_What is expected:_ Extract, from the listing that follows, each line containing the word "styles".

---------- Data excerpt

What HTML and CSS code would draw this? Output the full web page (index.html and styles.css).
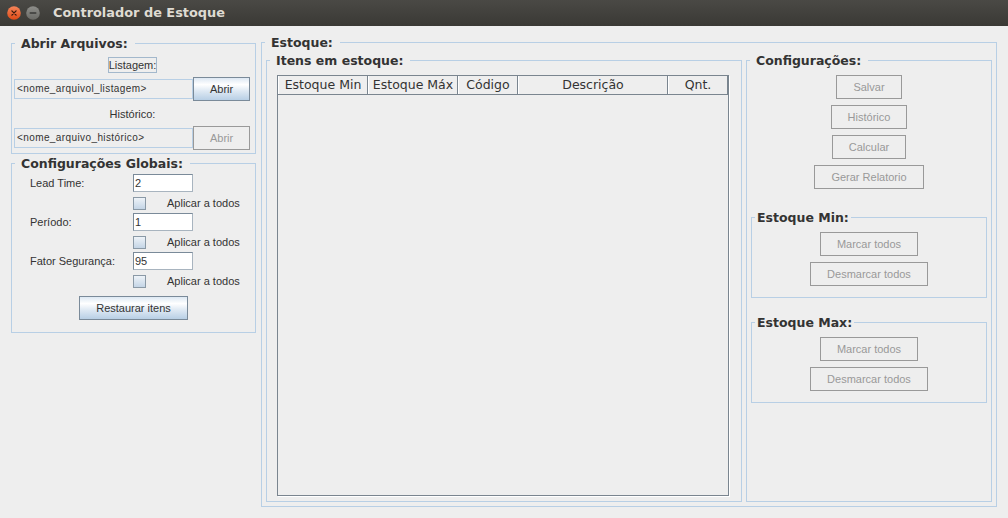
FILE: index.html
```html
<!DOCTYPE html>
<html lang="pt">
<head>
<meta charset="utf-8">
<title>Controlador de Estoque</title>
<link rel="stylesheet" href="styles.css">
</head>
<body>
<div class="window">
  <header class="titlebar">
    <span class="wm-btn wm-close">
      <svg width="14" height="14" viewBox="0 0 14 14">
        <defs>
          <linearGradient id="gclose" x1="0" y1="0" x2="0" y2="1">
            <stop offset="0" stop-color="#f5855a"/>
            <stop offset="1" stop-color="#df4a16"/>
          </linearGradient>
        </defs>
        <circle cx="7" cy="7" r="6.8" fill="url(#gclose)"/>
        <path d="M4.9 4.9 L9.1 9.1 M9.1 4.9 L4.9 9.1" stroke="#3a1a0e" stroke-width="1.3" stroke-linecap="round"/>
      </svg>
    </span>
    <span class="wm-btn wm-min">
      <svg width="14" height="14" viewBox="0 0 14 14">
        <defs>
          <linearGradient id="gmin" x1="0" y1="0" x2="0" y2="1">
            <stop offset="0" stop-color="#8e8e8a"/>
            <stop offset="1" stop-color="#6a6a66"/>
          </linearGradient>
        </defs>
        <circle cx="7" cy="7" r="6.8" fill="url(#gmin)"/>
        <path d="M4.2 7 H9.8" stroke="#3a3a38" stroke-width="1.4" stroke-linecap="round"/>
      </svg>
    </span>
    <span class="wm-title">Controlador de Estoque</span>
  </header>

  <main class="main">
    <div class="left-col">
      <fieldset class="group files">
        <legend>Abrir Arquivos:</legend>
        <div class="files-body">
          <span class="lbl-focus">Listagem:</span>
          <div class="file-row">
            <div class="file-field">&lt;nome_arquivol_listagem&gt;</div>
            <button class="btn" type="button">Abrir</button>
          </div>
          <span class="lbl-center">Histórico:</span>
          <div class="file-row">
            <div class="file-field">&lt;nome_arquivo_histórico&gt;</div>
            <button class="btn" type="button" disabled>Abrir</button>
          </div>
        </div>
      </fieldset>

      <fieldset class="group globals">
        <legend>Configurações Globais:</legend>
        <div class="globals-body">
          <div class="g-rows">
            <div class="g-row">
              <span class="g-label">Lead Time:</span>
              <div class="g-field">2</div>
            </div>
            <div class="g-check">
              <span class="checkbox"></span>
              <span class="check-text">Aplicar a todos</span>
            </div>
            <div class="g-row">
              <span class="g-label">Período:</span>
              <div class="g-field">1</div>
            </div>
            <div class="g-check">
              <span class="checkbox"></span>
              <span class="check-text">Aplicar a todos</span>
            </div>
            <div class="g-row">
              <span class="g-label">Fator Segurança:</span>
              <div class="g-field">95</div>
            </div>
            <div class="g-check">
              <span class="checkbox"></span>
              <span class="check-text">Aplicar a todos</span>
            </div>
          </div>
          <div class="restore-row">
            <button class="btn" type="button">Restaurar itens</button>
          </div>
        </div>
      </fieldset>
    </div>

    <fieldset class="group estoque">
      <legend>Estoque:</legend>
      <div class="estoque-row">
        <fieldset class="group itens">
          <legend>Itens em estoque:</legend>
          <div class="itens-body">
            <div class="table">
              <div class="thead">
                <div class="th w90">Estoque Min</div>
                <div class="th w90">Estoque Máx</div>
                <div class="th w60">Código</div>
                <div class="th w150">Descrição</div>
                <div class="th w60">Qnt.</div>
              </div>
              <div class="tbody"></div>
            </div>
          </div>
        </fieldset>

        <fieldset class="group config">
          <legend>Configurações:</legend>
          <div class="config-body">
            <div class="btn-stack">
              <button class="btn" type="button" disabled>Salvar</button>
              <button class="btn" type="button" disabled>Histórico</button>
              <button class="btn" type="button" disabled>Calcular</button>
              <button class="btn" type="button" disabled>Gerar Relatorio</button>
            </div>
            <fieldset class="group sub sub-min">
              <legend>Estoque Min:</legend>
              <div class="btn-stack sub-body">
                <button class="btn" type="button" disabled>Marcar todos</button>
                <button class="btn" type="button" disabled>Desmarcar todos</button>
              </div>
            </fieldset>
            <fieldset class="group sub sub-max">
              <legend>Estoque Max:</legend>
              <div class="btn-stack sub-body">
                <button class="btn" type="button" disabled>Marcar todos</button>
                <button class="btn" type="button" disabled>Desmarcar todos</button>
              </div>
            </fieldset>
          </div>
        </fieldset>
      </div>
    </fieldset>
  </main>
</div>
</body>
</html>
```

FILE: styles.css
```css
* { box-sizing: border-box; }

html, body {
  margin: 0;
  padding: 0;
}

body {
  width: 1008px;
  height: 518px;
  overflow: hidden;
  background: #eeeeee;
  font-family: "Liberation Sans", Arial, sans-serif;
  font-size: 11px;
  color: #333333;
}

.window {
  width: 1008px;
  height: 518px;
  background: #eeeeee;
}

/* ---------- title bar ---------- */
.titlebar {
  height: 26px;
  display: flex;
  align-items: center;
  padding-left: 7px;
  background: linear-gradient(#4a4945, #3a3935);
}

.wm-btn {
  display: block;
  width: 14px;
  height: 14px;
}
.wm-btn svg { display: block; }
.wm-min { margin-left: 5px; }

.wm-title {
  margin-left: 13px;
  font-family: "DejaVu Sans", sans-serif;
  font-weight: bold;
  font-size: 12.9px;
  line-height: 16px;
  color: #dfdbd2;
}

/* ---------- main layout ---------- */
.main {
  display: flex;
  align-items: flex-start;
  padding: 8px 0 0 11px;
}

.left-col {
  width: 245px;
  margin-top: 1px;
  display: flex;
  flex-direction: column;
}

/* ---------- titled groups ---------- */
.group {
  margin: 0;
  padding: 0;
  min-inline-size: 0;
  border: 1px solid #b8cfe5;
}

.group > legend {
  margin-left: 3px;
  padding: 0 7px 0 6px;
  font-family: "DejaVu Sans", sans-serif;
  font-weight: bold;
  font-size: 12.5px;
  line-height: 17px;
  color: #333333;
}

/* ---------- Abrir Arquivos ---------- */
.files-body {
  display: flex;
  flex-direction: column;
  padding: 5px 4px 3px 2px;
}

.lbl-focus {
  align-self: center;
  height: 16px;
  line-height: 14px;
  padding: 0;
  border: 1px solid #a3b8cc;
  white-space: nowrap;
}

.lbl-center {
  margin-top: 5px;
  height: 16px;
  line-height: 16px;
  text-align: center;
}

.file-row {
  margin-top: 4px;
  height: 24px;
  display: flex;
  align-items: center;
}

.file-field {
  width: 179px;
  height: 20px;
  border: 1px solid #b8cfe5;
  padding-left: 2px;
  font-size: 10px;
  letter-spacing: 0.4px;
  line-height: 18px;
  white-space: nowrap;
  overflow: hidden;
}

/* ---------- buttons ---------- */
.btn {
  height: 24px;
  padding: 0 16px;
  margin: 0;
  border: 1px solid #7a8a99;
  border-radius: 0;
  background: linear-gradient(to bottom, #dde8f3 0%, #ffffff 30%, #dde8f3 60%, #b8cfe5 100%);
  font-family: "Liberation Sans", Arial, sans-serif;
  font-size: 11px;
  line-height: 22px;
  color: #333333;
  white-space: nowrap;
}

.btn:disabled {
  border-color: #999999;
  background: #eeeeee;
  color: #999999;
}

/* ---------- Configurações Globais ---------- */
.globals {
  margin-top: 1px;
}

.globals-body {
  display: flex;
  flex-direction: column;
  padding: 2px 0 12px 0;
}

.g-rows {
  display: flex;
  flex-direction: column;
  padding-left: 18px;
}

.g-row {
  height: 18px;
  display: flex;
  align-items: center;
}
.g-check + .g-row { margin-top: 3px; }

.g-label {
  width: 103px;
  white-space: nowrap;
}

.g-field {
  width: 60px;
  height: 18px;
  background: #ffffff;
  border: 1px solid #7a8a99;
  border-right-color: #a8b4bf;
  border-bottom-color: #a8b4bf;
  padding-left: 1px;
  line-height: 16px;
}

.g-check {
  margin-top: 5px;
  height: 13px;
  display: flex;
  align-items: center;
  padding-left: 103px;
}

.checkbox {
  width: 13px;
  height: 13px;
  border: 1px solid #8a99a6;
  background: linear-gradient(to bottom, #eef3f8, #c4d5e6);
}

.check-text {
  margin-left: 21px;
  line-height: 13px;
  white-space: nowrap;
}

.restore-row {
  margin-top: 8px;
  display: flex;
  justify-content: center;
}

/* ---------- Estoque ---------- */
.estoque {
  margin-left: 5px;
  width: 736px;
  height: 473px;
  padding: 0 4px 4px 4px;
}

.estoque > legend {
  margin-left: -1px;
}

.estoque-row {
  margin-top: 1px;
  display: flex;
  gap: 4px;
}

.itens {
  width: 476px;
  height: 450px;
}

.itens-body {
  padding: 6px 12px 5px 10px;
}

.table {
  width: 452px;
  height: 421px;
  border: 1px solid #7a858f;
  box-shadow: 1px 1px 0 #ffffff;
  display: flex;
  flex-direction: column;
}

.thead {
  display: flex;
  height: 19px;
  border-bottom: 1px solid #7a858f;
}

.th {
  height: 18px;
  border-left: 1px solid #ffffff;
  border-right: 1px solid #7a858f;
  font-family: "DejaVu Sans", sans-serif;
  font-size: 12.5px;
  line-height: 18px;
  text-align: center;
  white-space: nowrap;
  overflow: hidden;
  color: #333333;
}
.w90 { width: 90px; }
.w60 { width: 60px; }
.w150 { width: 150px; }

.tbody {
  flex: 1;
  background: #eeeeee;
}

/* ---------- Configurações (right) ---------- */
.config {
  width: 246px;
  height: 450px;
}

.config-body {
  display: flex;
  flex-direction: column;
  padding-top: 6px;
}

.btn-stack {
  display: flex;
  flex-direction: column;
  align-items: center;
  gap: 6px;
}

.sub {
  margin: 20px 4px 0 4px;
}
.sub-max { margin-top: 16px; }

.sub > legend {
  margin-left: 3px;
  padding: 0 2px;
}

.sub-body {
  padding: 6px 0 11px 0;
}
```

--------------------

_Exercise response:_
What HTML and CSS code would draw this? Output the full web page (index.html and styles.css).
<link rel="stylesheet" href="styles.css">
FILE: styles.css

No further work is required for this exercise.